NTC fighters held the line on the eastern outskirts of the city amid some sporadic artillery shelling and gunfire, an AFP correspondent said.

“If we want we can destroy Sirte completely. We have enough ammunition and shells to fight for 10 years,” said Nasser Obeidi, leader of a group operating four Russian-built 130mm artillery cannon.

“But we are allowing civilians to leave the city before we start a big assault. People are leaving the city daily, sometimes in large numbers,” he told AFP.

At least 15 civilian cars were seen leaving Sirte’s eastern gate, while about 1,000 evacuees were registered 50 kilometres (30 miles) west of the city, NTC officials said, adding they were detained 15 suspected Kadhafi supporters.

In Benghazi, Red Cross official Abdelhamid al-Mendi said more than 50,000 Libyans have fled their homes since the war began in February.

“The numbers are impressive, but the situation is under control, thanks to the efforts of the Libyan Red Crescent, aid from the international Red Cross” and other organisations.

Obeidi acknowledged, however, that Kadhafi forces had deployed snipers in the city which was troubling the fighters.

But a former colonel in Kadhafi’s army who is now an NTC fighter supervising cannon outside Sirte said his forces were determined to win.

Kadhafi diehards “are posing problems, but it won’t be for long. Our 130mm cannon are targeting their stationery targets like military and administrative command centres and weapons depots inside Sirte,” said Mahmud Muftah.

Mustafa bin Dardef, a field commander with the Zintan Brigade, told AFP there was a meeting Friday in Sirte between representatives of Misrata fighters and eastern (Benghazi) fighters “to discuss one final assault on Sirte.”

Columns of NTC fighters backed by tanks had on September 15 launched their assault on Sirte, the fugitive Kadhafi’s birthplace.

But after making inroads by claiming the city’s strategic port, airport and military air base over the past week, progress stalled and they appealed for more NATO air strikes.

In Bani Walid, a heavy barrage of rockets and artillery hit NTC positions from the west, joining other fire that has been coming for days from the south.

“Today is the most intense attack we have faced since we came here,” said NTC field commander Abdelbaset Tarhauni, as NATO fighter jets buzzed overhead.

An AFP correspondent saw one dead and six wounded NTC fighters from the attacks.

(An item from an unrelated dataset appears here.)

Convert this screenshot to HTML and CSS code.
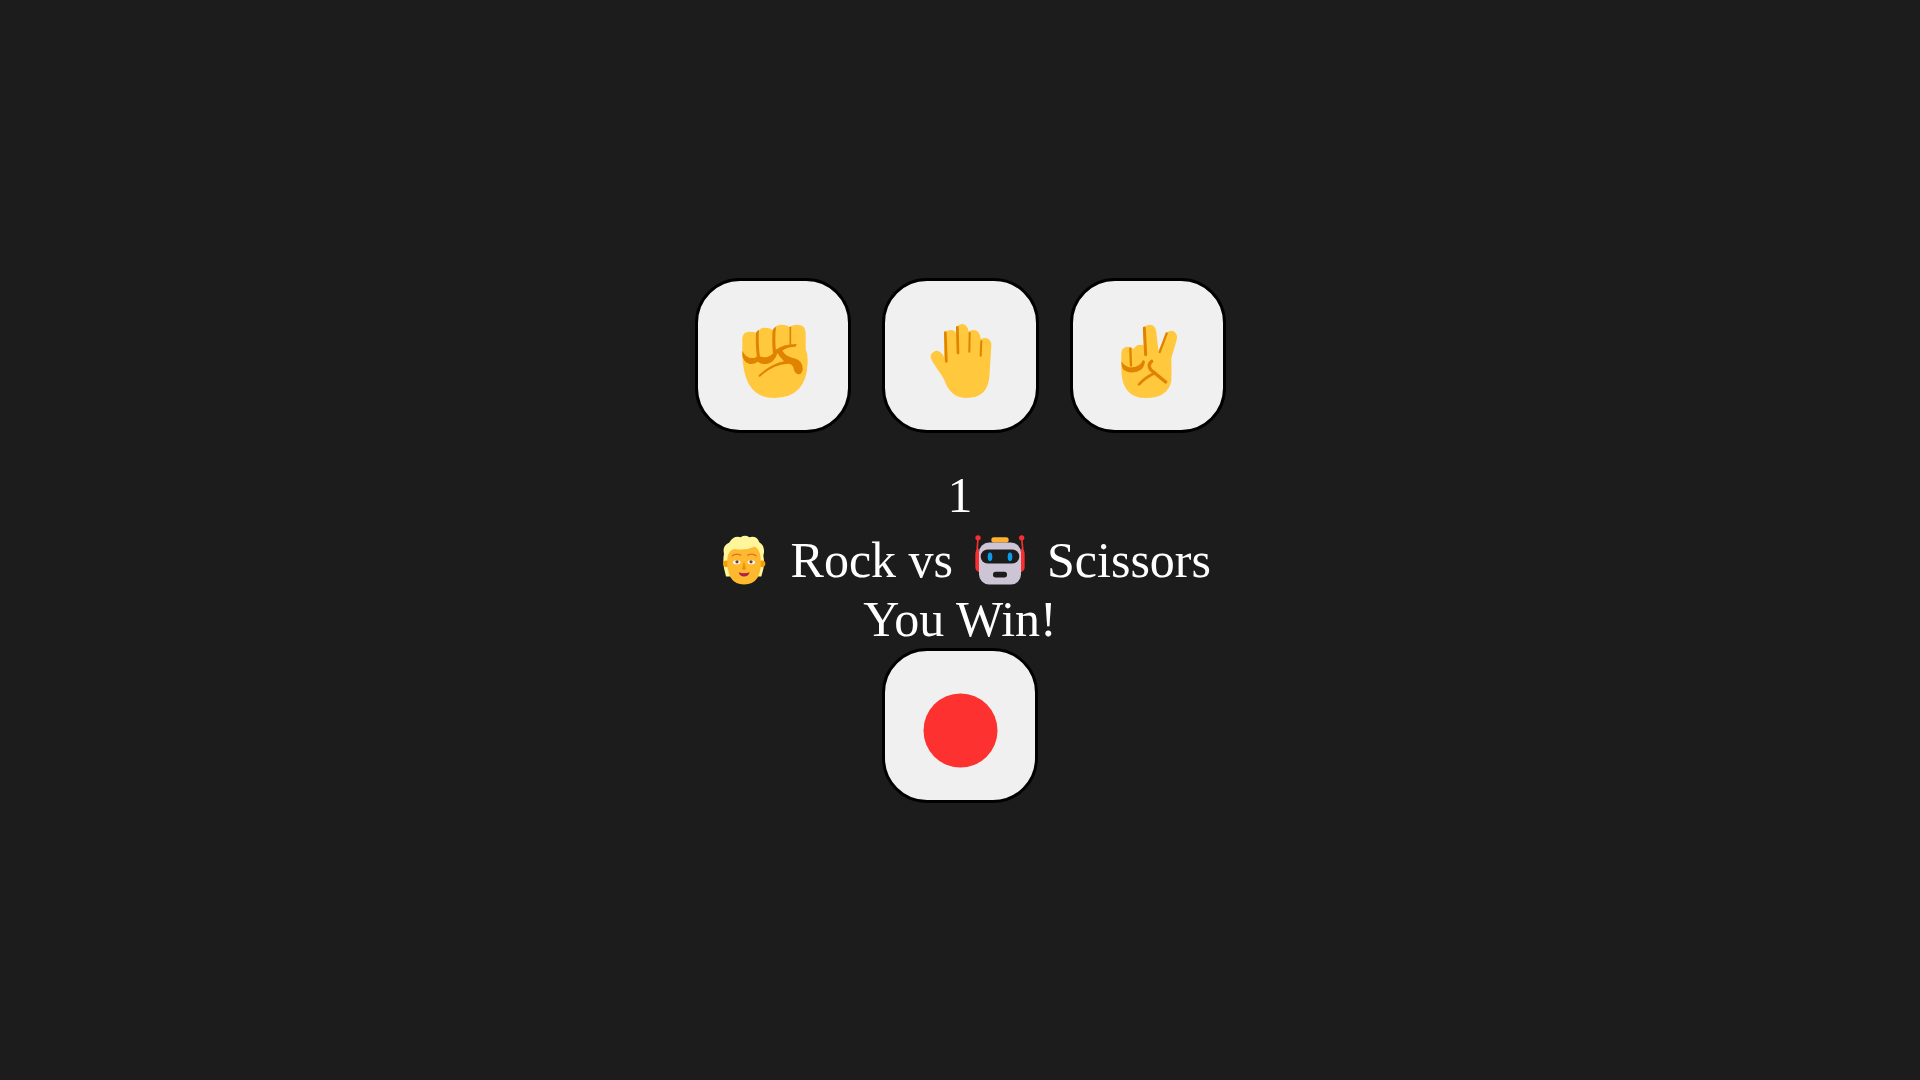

Meanwhile, Libya’s new rulers were probing the whereabouts of Kadhafi’s spokesman, as one television channel said it would air footage of him being detained in women’s clothing.

NTC commanders said late Thursday they received reports from fighters on the ground that Ibrahim had been seized outside Sirte, where his loyalists have been under siege for the past week.

But the fighters’ high command in Libya’s third-largest city Misrata said it had been informed Ibrahim had not been captured, although members of his family were.

A pro-Kadhafi website also denied NTC forces had captured Ibrahim, who kept up a steady stream of broadcasts in support of the strongman from unknown locations while on the run.

NTC efforts to secure the extradition of fugitive members of Kadhafi’s family and inner circle, meanwhile, took a blow with a rebuff from neighbouring Niger to an arrest notice issued by global police agency Interpol for the toppled strongman’s playboy son Saadi.

Niger has confirmed it has a total of 32 Kadhafi loyalists on its soil, including three generals, for “humanitarian reasons.”

The whereabouts of Kadhafi himself remain a mystery, although he has issued repeated statements vowing to die a martyr rather than flee his homeland.

Libya’s new leaders suspect that two of his sons — Mutassim and Seif al-Islam — are still in the country, the former in Sirte and the latter in his loyalists’ other significant remaining bastion, the desert city of Bani Walid.